I have a Dream 45 years later?

45 years ago today, America witnessed one of it’s most historic and sacred moments. 45 years ago today America heard a Dream that began a course of change in which many of it’s elements will be realized tonight.

Tonight, 45 years after the historic march on Washington, DC where Dr. Martin Luther King Jr. called America to account for it’s sins and gave us the historic revelation of a Dream, Barack Obama will accept the nomination of President from the Democratic Party.

For the first time in America a man of color has been chosen to by a major party to potentially move on and lead this nation in it’s highest office.

Many people died, marched, and struggled in many ways 45 years ago never knowing that America would see this day so soon. Who knew that 40 years later since our modern Moses, Dr. MLK was murdered, that a Joshua would be poised to take this nation to the next level.

Today is truly a great day to be an American. No matter what happens this election cycle, we have to bear witness to the great strides we have made as an American people.
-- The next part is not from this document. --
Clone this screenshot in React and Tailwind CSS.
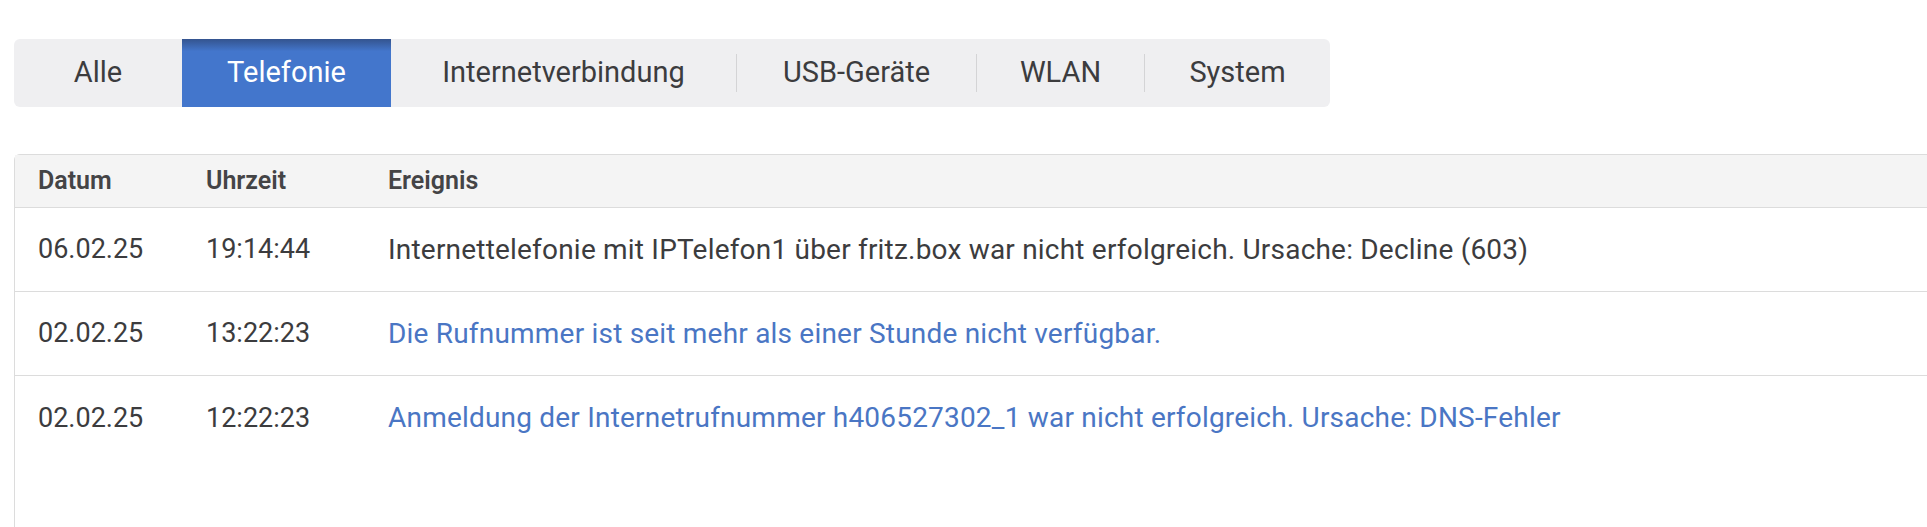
const tabs = [
  { label: 'Alle', w: 'w-[168px]' },
  { label: 'Telefonie', w: 'w-[209px]', active: true },
  { label: 'Internetverbindung', w: 'w-[345px]' },
  { label: 'USB-Geräte', w: 'w-[239px]', sep: true },
  { label: 'WLAN', w: 'w-[167px]', sep: true },
  { label: 'System', w: 'w-[185px]', sep: true },
];

const rows = [
  {
    date: '06.02.25',
    time: '19:14:44',
    text: 'Internettelefonie mit IPTelefon1 über fritz.box war nicht erfolgreich. Ursache: Decline (603)',
  },
  {
    date: '02.02.25',
    time: '13:22:23',
    text: 'Die Rufnummer ist seit mehr als einer Stunde nicht verfügbar.',
    link: true,
  },
  {
    date: '02.02.25',
    time: '12:22:23',
    text: 'Anmeldung der Internetrufnummer h406527302_1 war nicht erfolgreich. Ursache: DNS-Fehler',
    link: true,
  },
];

export default function App() {
  return (
    <div className="h-[527px] w-full overflow-hidden bg-white font-['Roboto',sans-serif] text-[#3c3c3e]">
      <div className="pl-[14px] pt-[39px]">
        <div className="flex h-[68px] w-fit rounded-[6px] bg-[#efeff1]">
          {tabs.map((t) => (
            <div key={t.label} className="flex items-center">
              {t.sep && <div className="h-[38px] w-px bg-[#d4d4d6]" />}
              <div
                className={
                  t.active
                    ? `${t.w} flex h-[68px] items-center justify-center bg-gradient-to-b from-[#34548f] via-[#4376cc] via-[18%] to-[#4376cc] text-[29px] text-white`
                    : `${t.w} flex h-[68px] items-center justify-center text-[29px]`
                }
              >
                {t.label}
              </div>
            </div>
          ))}
        </div>
      </div>

      <div className="ml-[14px] mt-[47px] h-[420px] w-[1960px] rounded-tl-[6px] border border-[#dcdcdc]">
        <div className="flex h-[53px] items-center border-b border-[#dcdcdc] bg-[#f4f4f4] text-[25px] font-semibold text-[#444446]">
          <div className="w-[191px] pl-[23px]">Datum</div>
          <div className="w-[182px]">Uhrzeit</div>
          <div>Ereignis</div>
        </div>
        {rows.map((r, i) => (
          <div
            key={i}
            className={
              i < rows.length - 1
                ? 'flex h-[84px] items-center border-b border-[#dcdcdc] text-[27px]'
                : 'flex h-[84px] items-center text-[27px]'
            }
          >
            <div className="w-[191px] pl-[23px]">{r.date}</div>
            <div className="w-[182px]">{r.time}</div>
            <div className={r.link ? 'text-[28px] tracking-[0.2px] text-[#4a76c4]' : 'text-[28px] tracking-[0.2px]'}>
              {r.text}
            </div>
          </div>
        ))}
      </div>
    </div>
  );
}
45 years ago blacks were under the threat of lynchings, church bombings, institutionalized segregation, and many other profane evils too great to describe and too much of a burden to on the heart to reflect, but today a black man who was just a baby during the Dream, will stand today poised to show the world that with all her fault America is still the beacon of Hope, Change, and Dreams.

Tonight in front of over 75 thousand in person and millions watching all over the world, the words and Dreams of Dr. King will began to be more succinctly realized and history will be made.

Tonight will not be just a moment in black history or a time for blacks to rejoice, but tonight will be a night for all Americans to come together, realize our greatness, and remember the Dream.

I Have A Dream Speech

delivered 28 August 1963, at the Lincoln Memorial, Washington D.C.

Obama reaches next milestone on symbolic anniversary

Tears of joy accompany Obama nomination

Obama makes history as Democratic nominee



  1. The only problem is that Barack is BI-RACIAL and NOT AFRICAN AMERICAN. His mother was white and his father was a true African. I wish people would recognize that fact and quit trying to write history the way they want it.


  2. Just Beyond the Horizon

    In some ways, he is standing
    on their shoulders, fulfilling
    their dreams, his dream
    made real, in this moment
    this fragment of time

    Their histories converging, joining
    two speeches, one this night
    one just beyond the horizon
    just outside my memory,
    beyond his memory too
    those forty-five summers ago

    Turning a page, on our nation’s history
    unimaginable that day
    alive in this special night
    both giving voice to their hope
    their faith, their prayer for this land

    Their words echoing, ringing
    merging in our minds, our hearts
    a dream, a journey, a down-payment
    inexorable progress, committed now,
    like water through a crack in a dike
    a torrent, open waters, living
    freedom achievable for our people
    coming for our people, even if,
    just beyond the horizon still

    August 28, 2008
    on the Presidential Nomination acceptance speech by Barack Obama,
    the I Have a Dream speech by the Reverend Martin Luther King, Jr.
    on August 28, 1963, and the comments on NPR today of
    Representative Eleanor Holmes Norton, D-DC, and
    Representative John Lewis, D-GA


  3. Let skin color, religious preferences, or any differences that humans already have – ever, ever come between us… the American people, ever again. May this day mark a historic occasion for all humanity, as this great country has always been an amalgam of the best in ever country on this planet, and is therefore a beacon of light, a beacon of hope, to aspire to change the course of humankind in a better direction, and to make tomorrow a better day than yesterday. Look forward, with half an eye on the past. A man like Barack Obama comes along every once in a great while, but let us sieze the moment together, and take advantage of the opportunity that has been granted to us. Elect Barack Obama as our next President of the United States of America. Get out the vote, and change the course of the world.


  4. I must congratulate our country on this great step forward.

    The next one is to take another step and nominate one of my mother’s people. Unfortunately there are less than forty left….they killed most of them before the turn of the twentieth century.